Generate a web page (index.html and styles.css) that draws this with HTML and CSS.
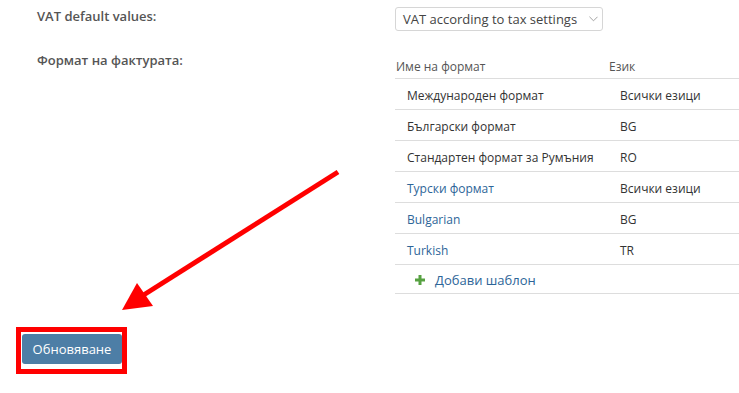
FILE: index.html
```html
<!DOCTYPE html>
<html lang="bg">
<head>
  <meta charset="UTF-8" />
  <title>Настройки на фактурата</title>
  <link rel="stylesheet" href="styles.css">
</head>
<body>

  <div class="settings">
    <div class="form-row">
      <div class="form-label">VAT default values:</div>
      <div class="form-field">
        <div class="select-box">
          <span>VAT according to tax settings</span>
          <svg class="chevron" viewBox="0 0 10 6"><path d="M0.5 0.5 L5 5 L9.5 0.5" /></svg>
        </div>
      </div>
    </div>

    <div class="form-row formats-row">
      <div class="form-label">Формат на фактурата:</div>
      <div class="form-field">
        <table class="formats">
          <thead>
            <tr><th class="col-name">Име на формат</th><th>Език</th></tr>
          </thead>
          <tbody>
            <tr><td>Международен формат</td><td>Всички езици</td></tr>
            <tr><td>Български формат</td><td>BG</td></tr>
            <tr><td>Стандартен формат за Румъния</td><td>RO</td></tr>
            <tr><td><a href="#">Турски формат</a></td><td>Всички езици</td></tr>
            <tr><td><a href="#">Bulgarian</a></td><td>BG</td></tr>
            <tr><td><a href="#">Turkish</a></td><td>TR</td></tr>
            <tr class="add-row">
              <td colspan="2">
                <a href="#" class="add-link">
                  <svg class="plus" viewBox="0 0 10 10"><path d="M3.5 0h3v3.5H10v3H6.5V10h-3V6.5H0v-3h3.5z"/></svg>
                  Добави шаблон
                </a>
              </td>
            </tr>
          </tbody>
        </table>
      </div>
    </div>

    <div class="actions">
      <button class="update-btn">Обновяване</button>
    </div>
  </div>

  <!-- annotation over the page -->
  <div class="highlight"></div>
  <svg class="arrow" width="739" height="393" viewBox="0 0 739 393">
    <line x1="338" y1="172" x2="142" y2="296" />
    <polygon points="122,310 137,283 153,306" />
  </svg>

</body>
</html>
```

FILE: styles.css
```css
:root {
  --font-sans: 'Open Sans', 'Noto Sans', sans-serif;
  --text-color: #333;
  --label-color: #555;
  --link-color: #2d6598;
  --line-color: #ddd;
  --button-bg: #4d7ea6;
}

body {
  margin: 0;
  font-family: var(--font-sans);
  font-size: 13px;
  color: var(--text-color);
  background: #fff;
  position: relative;
  height: 393px;
  overflow: hidden;
}

.settings {
  padding-top: 7px;
}

.form-row {
  display: flex;
}

.form-label {
  flex: 0 0 395px;
  padding-left: 37px;
  box-sizing: border-box;
  font-weight: 600;
  color: var(--label-color);
  line-height: 18px;
}

.form-field {
  flex: 1;
}

.select-box {
  width: 208px;
  height: 24px;
  box-sizing: border-box;
  border: 1px solid #d6d6d6;
  border-radius: 3px;
  display: flex;
  align-items: center;
  justify-content: space-between;
  padding: 0 4px 0 7px;
  color: #444;
}

.chevron {
  width: 9px;
  height: 6px;
  fill: none;
  stroke: #999;
  stroke-width: 1;
}

.formats-row {
  margin-top: 20px;
}

.formats {
  border-collapse: collapse;
  table-layout: fixed;
  width: 100%;
  font-size: 12px;
}

.formats th {
  text-align: left;
  font-weight: 400;
  color: #555;
  padding: 8px 1px 4px;
  line-height: 15px;
  border-bottom: 1px solid var(--line-color);
}

.formats .col-name {
  width: 213px;
  box-sizing: border-box;
}

.formats td {
  padding: 3px 12px 0;
  height: 27px;
  line-height: 18px;
  border-bottom: 1px solid var(--line-color);
  white-space: nowrap;
}

.formats a {
  color: var(--link-color);
  text-decoration: none;
}

.add-row td {
  height: 25px;
  padding-left: 20px;
}

.add-link {
  display: inline-flex;
  align-items: center;
  gap: 10px;
  font-size: 13px;
}

.plus {
  width: 10px;
  height: 10px;
  fill: #56a141;
}

.actions {
  padding: 40px 0 0 22px;
}

.update-btn {
  font-family: var(--font-sans);
  font-size: 13px;
  color: #fff;
  background-color: var(--button-bg);
  border: none;
  border-radius: 3px;
  width: 100px;
  height: 30px;
  padding: 0;
  cursor: pointer;
}

.highlight {
  position: absolute;
  left: 16px;
  top: 327px;
  width: 101px;
  height: 37px;
  border: 5px solid #f00;
}

.arrow {
  position: absolute;
  left: 0;
  top: 0;
  pointer-events: none;
}

.arrow line {
  stroke: #f00;
  stroke-width: 5;
}

.arrow polygon {
  fill: #f00;
}
```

·····

→ WHAT THE TASK ASKS:
In this exercise, set down all of the data exactly, without the pictures.

→ COMPLETE OUTPUT:
Generate a web page (index.html and styles.css) that draws this with HTML and CSS.
FILE: index.html
```html
<!DOCTYPE html>
<html lang="bg">
<head>
  <meta charset="UTF-8" />
  <title>Настройки на фактурата</title>
  <link rel="stylesheet" href="styles.css">
</head>
<body>

  <div class="settings">
    <div class="form-row">
      <div class="form-label">VAT default values:</div>
      <div class="form-field">
        <div class="select-box">
          <span>VAT according to tax settings</span>
          <svg class="chevron" viewBox="0 0 10 6"><path d="M0.5 0.5 L5 5 L9.5 0.5" /></svg>
        </div>
      </div>
    </div>

    <div class="form-row formats-row">
      <div class="form-label">Формат на фактурата:</div>
      <div class="form-field">
        <table class="formats">
          <thead>
            <tr><th class="col-name">Име на формат</th><th>Език</th></tr>
          </thead>
          <tbody>
            <tr><td>Международен формат</td><td>Всички езици</td></tr>
            <tr><td>Български формат</td><td>BG</td></tr>
            <tr><td>Стандартен формат за Румъния</td><td>RO</td></tr>
            <tr><td><a href="#">Турски формат</a></td><td>Всички езици</td></tr>
            <tr><td><a href="#">Bulgarian</a></td><td>BG</td></tr>
            <tr><td><a href="#">Turkish</a></td><td>TR</td></tr>
            <tr class="add-row">
              <td colspan="2">
                <a href="#" class="add-link">
                  <svg class="plus" viewBox="0 0 10 10"><path d="M3.5 0h3v3.5H10v3H6.5V10h-3V6.5H0v-3h3.5z"/></svg>
                  Добави шаблон
                </a>
              </td>
            </tr>
          </tbody>
        </table>
      </div>
    </div>

    <div class="actions">
      <button class="update-btn">Обновяване</button>
    </div>
  </div>

  <!-- annotation over the page -->
  <div class="highlight"></div>
  <svg class="arrow" width="739" height="393" viewBox="0 0 739 393">
    <line x1="338" y1="172" x2="142" y2="296" />
    <polygon points="122,310 137,283 153,306" />
  </svg>

</body>
</html>
```

FILE: styles.css
```css
:root {
  --font-sans: 'Open Sans', 'Noto Sans', sans-serif;
  --text-color: #333;
  --label-color: #555;
  --link-color: #2d6598;
  --line-color: #ddd;
  --button-bg: #4d7ea6;
}

body {
  margin: 0;
  font-family: var(--font-sans);
  font-size: 13px;
  color: var(--text-color);
  background: #fff;
  position: relative;
  height: 393px;
  overflow: hidden;
}

.settings {
  padding-top: 7px;
}

.form-row {
  display: flex;
}

.form-label {
  flex: 0 0 395px;
  padding-left: 37px;
  box-sizing: border-box;
  font-weight: 600;
  color: var(--label-color);
  line-height: 18px;
}

.form-field {
  flex: 1;
}

.select-box {
  width: 208px;
  height: 24px;
  box-sizing: border-box;
  border: 1px solid #d6d6d6;
  border-radius: 3px;
  display: flex;
  align-items: center;
  justify-content: space-between;
  padding: 0 4px 0 7px;
  color: #444;
}

.chevron {
  width: 9px;
  height: 6px;
  fill: none;
  stroke: #999;
  stroke-width: 1;
}

.formats-row {
  margin-top: 20px;
}

.formats {
  border-collapse: collapse;
  table-layout: fixed;
  width: 100%;
  font-size: 12px;
}

.formats th {
  text-align: left;
  font-weight: 400;
  color: #555;
  padding: 8px 1px 4px;
  line-height: 15px;
  border-bottom: 1px solid var(--line-color);
}

.formats .col-name {
  width: 213px;
  box-sizing: border-box;
}

.formats td {
  padding: 3px 12px 0;
  height: 27px;
  line-height: 18px;
  border-bottom: 1px solid var(--line-color);
  white-space: nowrap;
}

.formats a {
  color: var(--link-color);
  text-decoration: none;
}

.add-row td {
  height: 25px;
  padding-left: 20px;
}

.add-link {
  display: inline-flex;
  align-items: center;
  gap: 10px;
  font-size: 13px;
}

.plus {
  width: 10px;
  height: 10px;
  fill: #56a141;
}

.actions {
  padding: 40px 0 0 22px;
}

.update-btn {
  font-family: var(--font-sans);
  font-size: 13px;
  color: #fff;
  background-color: var(--button-bg);
  border: none;
  border-radius: 3px;
  width: 100px;
  height: 30px;
  padding: 0;
  cursor: pointer;
}

.highlight {
  position: absolute;
  left: 16px;
  top: 327px;
  width: 101px;
  height: 37px;
  border: 5px solid #f00;
}

.arrow {
  position: absolute;
  left: 0;
  top: 0;
  pointer-events: none;
}

.arrow line {
  stroke: #f00;
  stroke-width: 5;
}

.arrow polygon {
  fill: #f00;
}
```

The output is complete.